§ Exercise directions
From the listing below, pull out the lines that hold "screenshot".

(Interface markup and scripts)

##########

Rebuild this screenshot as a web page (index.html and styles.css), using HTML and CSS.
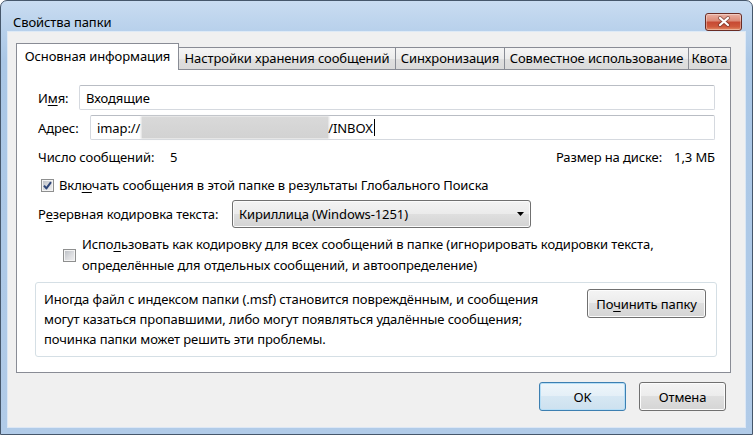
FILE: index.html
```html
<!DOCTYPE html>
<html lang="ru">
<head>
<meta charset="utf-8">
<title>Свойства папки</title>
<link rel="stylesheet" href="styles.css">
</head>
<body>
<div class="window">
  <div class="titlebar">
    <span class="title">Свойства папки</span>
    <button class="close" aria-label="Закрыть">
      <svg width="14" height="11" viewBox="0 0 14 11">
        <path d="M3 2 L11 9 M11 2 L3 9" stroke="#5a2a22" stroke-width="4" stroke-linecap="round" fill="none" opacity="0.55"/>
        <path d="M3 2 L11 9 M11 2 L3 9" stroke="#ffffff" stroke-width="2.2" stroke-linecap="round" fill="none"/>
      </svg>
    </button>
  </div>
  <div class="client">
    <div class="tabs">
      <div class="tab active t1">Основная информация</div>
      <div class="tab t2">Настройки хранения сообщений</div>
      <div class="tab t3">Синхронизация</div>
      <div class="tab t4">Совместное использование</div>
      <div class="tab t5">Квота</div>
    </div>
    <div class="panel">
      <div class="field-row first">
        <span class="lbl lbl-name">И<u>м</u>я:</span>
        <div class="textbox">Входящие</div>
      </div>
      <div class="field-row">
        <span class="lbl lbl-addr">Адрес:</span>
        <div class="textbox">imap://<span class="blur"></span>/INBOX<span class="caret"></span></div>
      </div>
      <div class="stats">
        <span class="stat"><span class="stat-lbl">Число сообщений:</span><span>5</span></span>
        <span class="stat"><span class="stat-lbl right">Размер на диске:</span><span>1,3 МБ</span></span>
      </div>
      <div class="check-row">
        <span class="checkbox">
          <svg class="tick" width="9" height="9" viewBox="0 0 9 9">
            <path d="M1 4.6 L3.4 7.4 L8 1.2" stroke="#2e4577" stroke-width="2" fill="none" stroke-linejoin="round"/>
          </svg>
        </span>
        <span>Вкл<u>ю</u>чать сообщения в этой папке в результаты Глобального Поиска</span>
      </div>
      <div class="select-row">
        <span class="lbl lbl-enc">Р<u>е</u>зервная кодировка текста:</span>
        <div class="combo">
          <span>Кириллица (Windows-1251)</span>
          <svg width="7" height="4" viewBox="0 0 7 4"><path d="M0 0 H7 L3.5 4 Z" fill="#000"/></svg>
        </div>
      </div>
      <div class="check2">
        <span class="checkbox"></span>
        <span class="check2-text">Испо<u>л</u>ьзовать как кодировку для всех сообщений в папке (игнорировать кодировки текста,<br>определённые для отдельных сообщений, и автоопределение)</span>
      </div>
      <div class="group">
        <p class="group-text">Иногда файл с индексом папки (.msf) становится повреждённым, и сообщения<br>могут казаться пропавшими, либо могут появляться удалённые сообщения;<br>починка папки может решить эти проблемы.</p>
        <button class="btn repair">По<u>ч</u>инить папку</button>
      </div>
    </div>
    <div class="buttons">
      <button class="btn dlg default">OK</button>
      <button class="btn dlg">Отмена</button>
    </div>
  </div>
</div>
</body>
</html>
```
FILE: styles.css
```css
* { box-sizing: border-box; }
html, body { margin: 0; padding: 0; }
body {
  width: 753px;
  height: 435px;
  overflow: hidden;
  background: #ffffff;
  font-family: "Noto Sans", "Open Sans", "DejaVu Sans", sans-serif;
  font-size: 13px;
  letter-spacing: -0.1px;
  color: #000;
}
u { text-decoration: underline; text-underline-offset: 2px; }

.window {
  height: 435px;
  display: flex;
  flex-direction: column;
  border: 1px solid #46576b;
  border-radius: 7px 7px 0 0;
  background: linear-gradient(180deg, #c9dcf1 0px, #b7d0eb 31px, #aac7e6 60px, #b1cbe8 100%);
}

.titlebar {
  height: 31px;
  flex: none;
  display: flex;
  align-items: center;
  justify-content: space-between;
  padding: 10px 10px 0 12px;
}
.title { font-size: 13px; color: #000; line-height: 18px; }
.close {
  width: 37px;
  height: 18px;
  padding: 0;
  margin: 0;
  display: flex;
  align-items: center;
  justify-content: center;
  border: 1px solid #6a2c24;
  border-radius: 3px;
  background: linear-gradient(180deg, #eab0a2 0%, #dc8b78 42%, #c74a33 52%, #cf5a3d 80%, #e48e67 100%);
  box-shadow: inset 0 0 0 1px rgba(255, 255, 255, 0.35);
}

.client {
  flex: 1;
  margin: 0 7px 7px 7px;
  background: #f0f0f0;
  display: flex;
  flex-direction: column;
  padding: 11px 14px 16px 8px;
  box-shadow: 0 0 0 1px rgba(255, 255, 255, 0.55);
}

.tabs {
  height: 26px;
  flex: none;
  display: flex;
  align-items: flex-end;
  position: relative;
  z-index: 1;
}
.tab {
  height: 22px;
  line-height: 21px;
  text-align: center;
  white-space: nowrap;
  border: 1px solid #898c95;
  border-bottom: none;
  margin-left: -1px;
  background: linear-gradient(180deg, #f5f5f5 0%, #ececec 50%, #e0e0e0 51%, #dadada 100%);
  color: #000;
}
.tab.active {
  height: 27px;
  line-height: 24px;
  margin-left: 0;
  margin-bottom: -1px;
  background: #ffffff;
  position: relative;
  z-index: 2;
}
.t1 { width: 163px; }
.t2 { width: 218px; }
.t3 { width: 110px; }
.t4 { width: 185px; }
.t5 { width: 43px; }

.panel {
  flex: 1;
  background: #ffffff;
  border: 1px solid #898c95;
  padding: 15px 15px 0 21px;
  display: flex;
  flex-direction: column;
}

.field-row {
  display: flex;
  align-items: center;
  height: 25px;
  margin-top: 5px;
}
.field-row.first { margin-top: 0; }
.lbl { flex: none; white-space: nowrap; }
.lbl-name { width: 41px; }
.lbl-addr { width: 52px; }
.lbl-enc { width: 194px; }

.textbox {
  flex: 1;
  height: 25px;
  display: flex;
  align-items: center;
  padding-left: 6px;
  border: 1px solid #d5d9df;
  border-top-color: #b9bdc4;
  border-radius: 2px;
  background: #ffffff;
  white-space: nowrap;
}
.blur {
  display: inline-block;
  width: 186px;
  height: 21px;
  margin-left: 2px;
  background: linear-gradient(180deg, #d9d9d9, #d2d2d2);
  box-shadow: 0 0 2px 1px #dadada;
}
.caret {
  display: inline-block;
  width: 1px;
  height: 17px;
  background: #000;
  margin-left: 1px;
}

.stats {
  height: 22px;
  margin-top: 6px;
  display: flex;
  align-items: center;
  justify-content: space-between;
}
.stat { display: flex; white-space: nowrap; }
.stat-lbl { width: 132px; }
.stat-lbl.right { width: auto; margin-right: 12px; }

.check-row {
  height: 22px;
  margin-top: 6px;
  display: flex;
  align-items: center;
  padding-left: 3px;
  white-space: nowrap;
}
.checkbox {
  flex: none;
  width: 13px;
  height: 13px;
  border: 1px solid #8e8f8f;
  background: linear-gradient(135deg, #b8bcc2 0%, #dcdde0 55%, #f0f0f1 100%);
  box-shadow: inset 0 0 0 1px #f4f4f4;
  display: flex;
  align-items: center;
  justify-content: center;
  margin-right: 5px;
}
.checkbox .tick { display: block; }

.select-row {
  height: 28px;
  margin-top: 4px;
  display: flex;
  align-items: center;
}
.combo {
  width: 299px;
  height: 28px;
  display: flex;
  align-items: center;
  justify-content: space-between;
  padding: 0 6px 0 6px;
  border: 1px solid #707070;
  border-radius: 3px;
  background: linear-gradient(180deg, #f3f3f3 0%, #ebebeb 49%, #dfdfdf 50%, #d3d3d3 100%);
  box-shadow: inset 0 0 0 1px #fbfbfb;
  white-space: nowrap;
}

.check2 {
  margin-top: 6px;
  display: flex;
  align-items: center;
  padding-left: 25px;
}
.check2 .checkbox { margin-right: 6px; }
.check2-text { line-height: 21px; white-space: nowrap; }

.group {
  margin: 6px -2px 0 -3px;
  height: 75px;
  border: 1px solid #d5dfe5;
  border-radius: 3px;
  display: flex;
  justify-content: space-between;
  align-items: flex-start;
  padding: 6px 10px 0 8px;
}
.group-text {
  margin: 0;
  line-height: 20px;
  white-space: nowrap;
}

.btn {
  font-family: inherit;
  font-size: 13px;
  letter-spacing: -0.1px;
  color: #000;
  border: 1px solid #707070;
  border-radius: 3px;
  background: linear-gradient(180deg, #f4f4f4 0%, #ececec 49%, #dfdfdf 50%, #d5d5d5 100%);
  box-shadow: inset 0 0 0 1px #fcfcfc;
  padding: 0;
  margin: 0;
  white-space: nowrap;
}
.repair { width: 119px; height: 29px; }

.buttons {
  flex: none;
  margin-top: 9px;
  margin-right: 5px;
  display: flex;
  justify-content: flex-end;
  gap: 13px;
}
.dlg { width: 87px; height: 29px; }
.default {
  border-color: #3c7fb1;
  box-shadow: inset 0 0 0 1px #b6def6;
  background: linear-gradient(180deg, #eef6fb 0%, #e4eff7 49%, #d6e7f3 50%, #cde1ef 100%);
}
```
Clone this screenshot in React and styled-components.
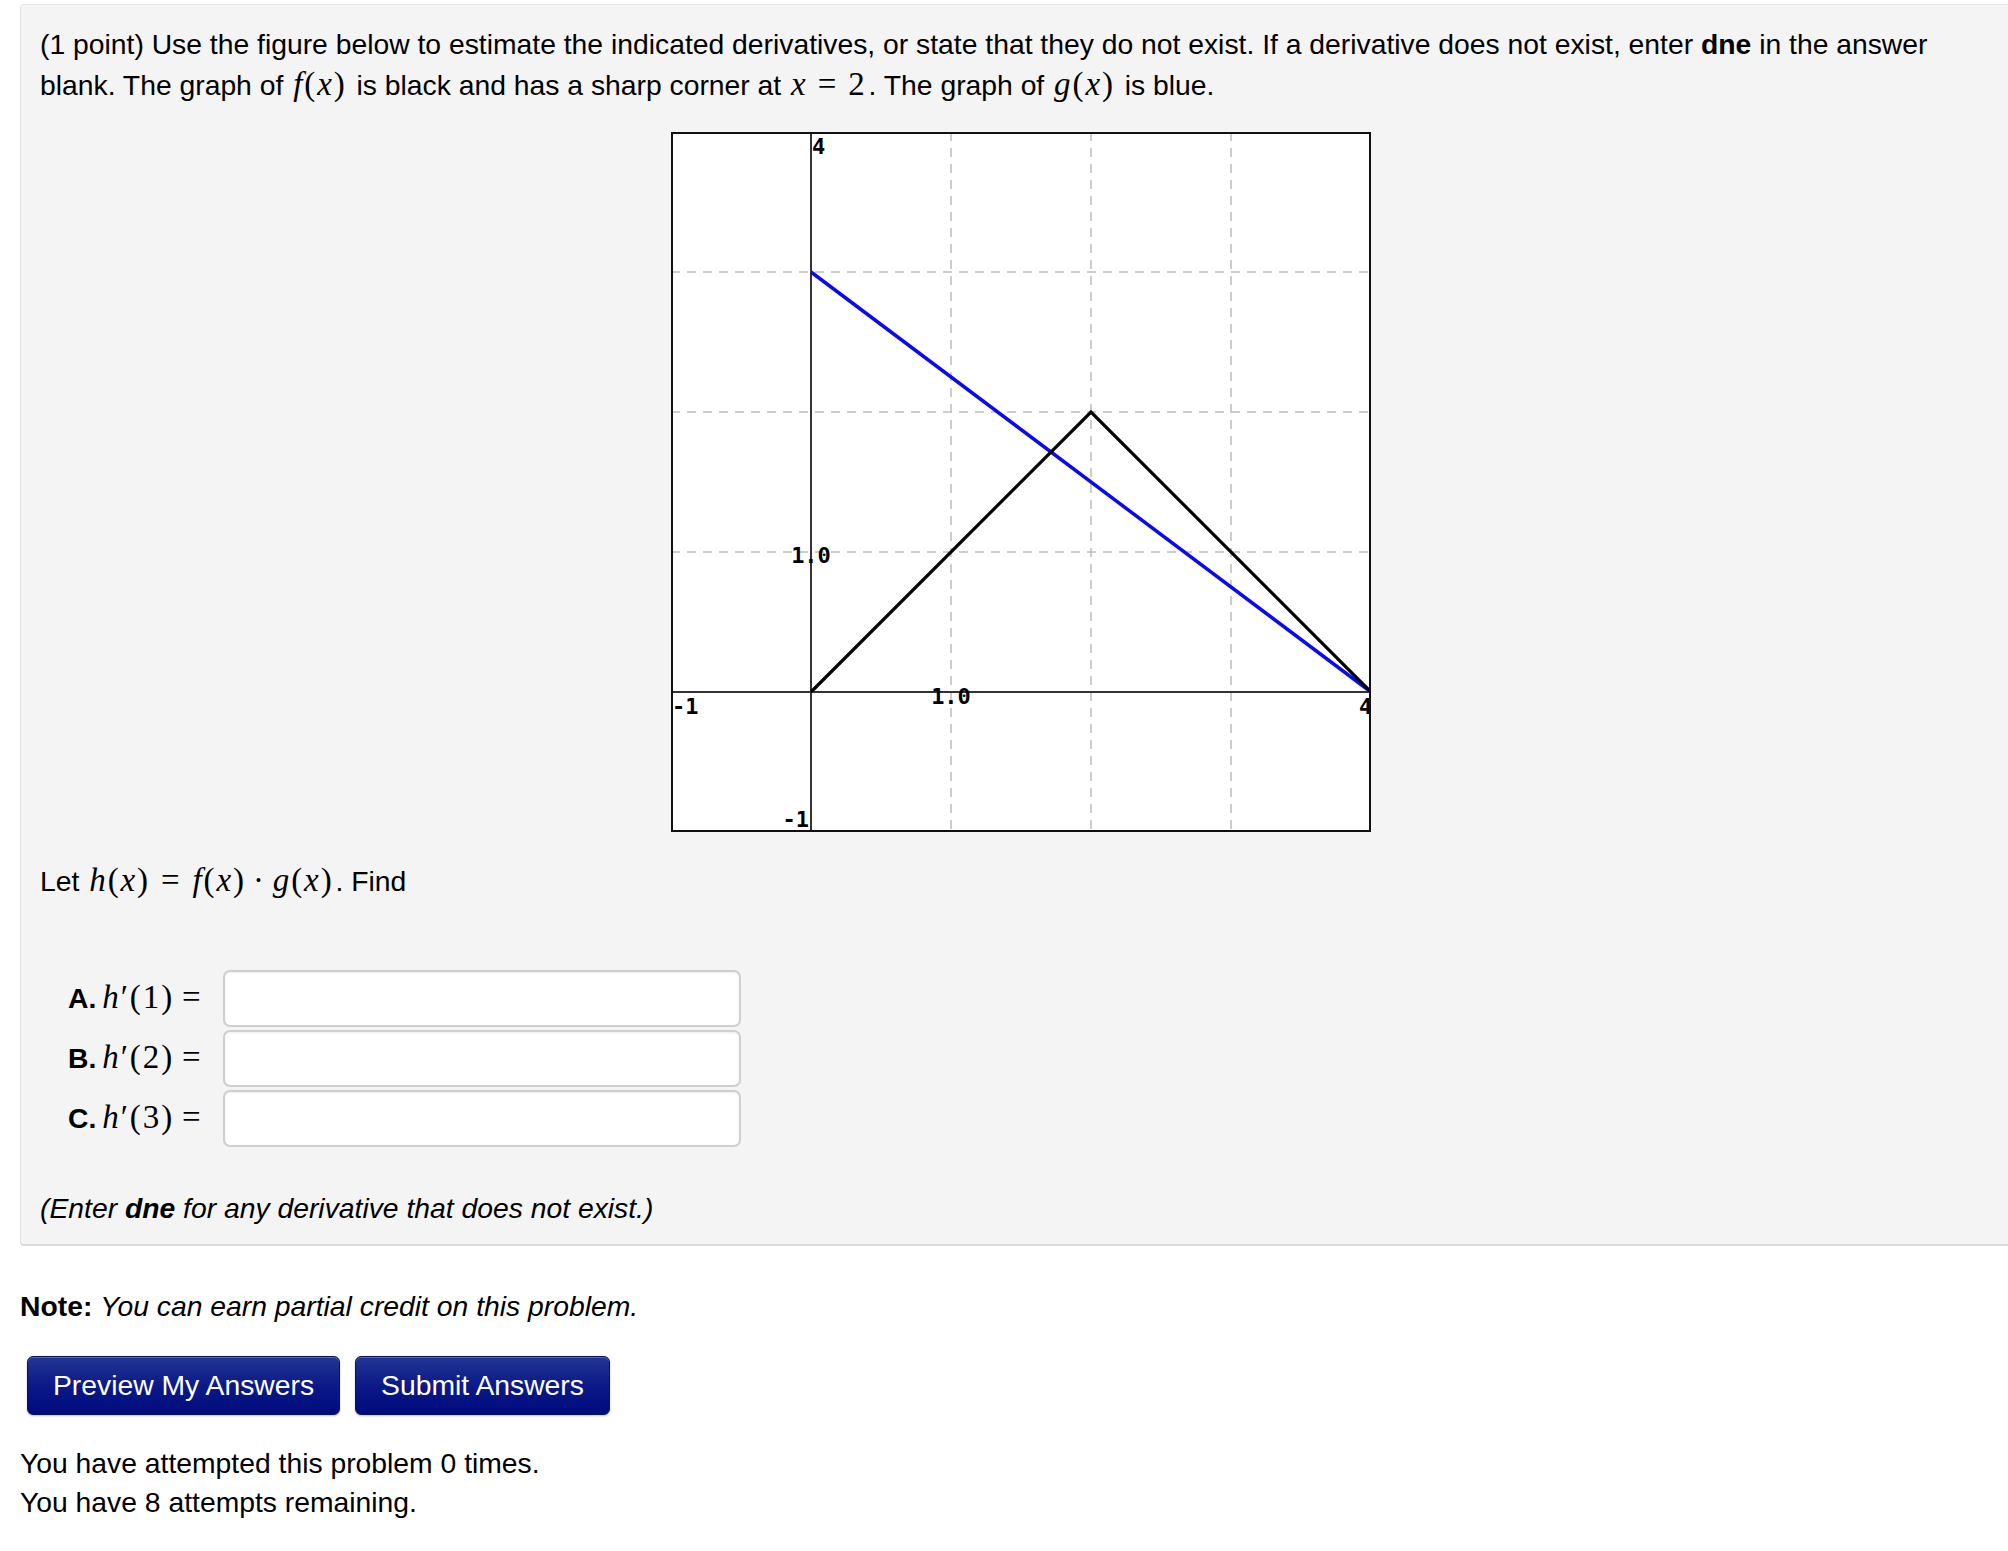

##########

§ Answer in full
Rebuild this screenshot as a web page (index.html and styles.css), using HTML and CSS.
Clone this screenshot in React and styled-components.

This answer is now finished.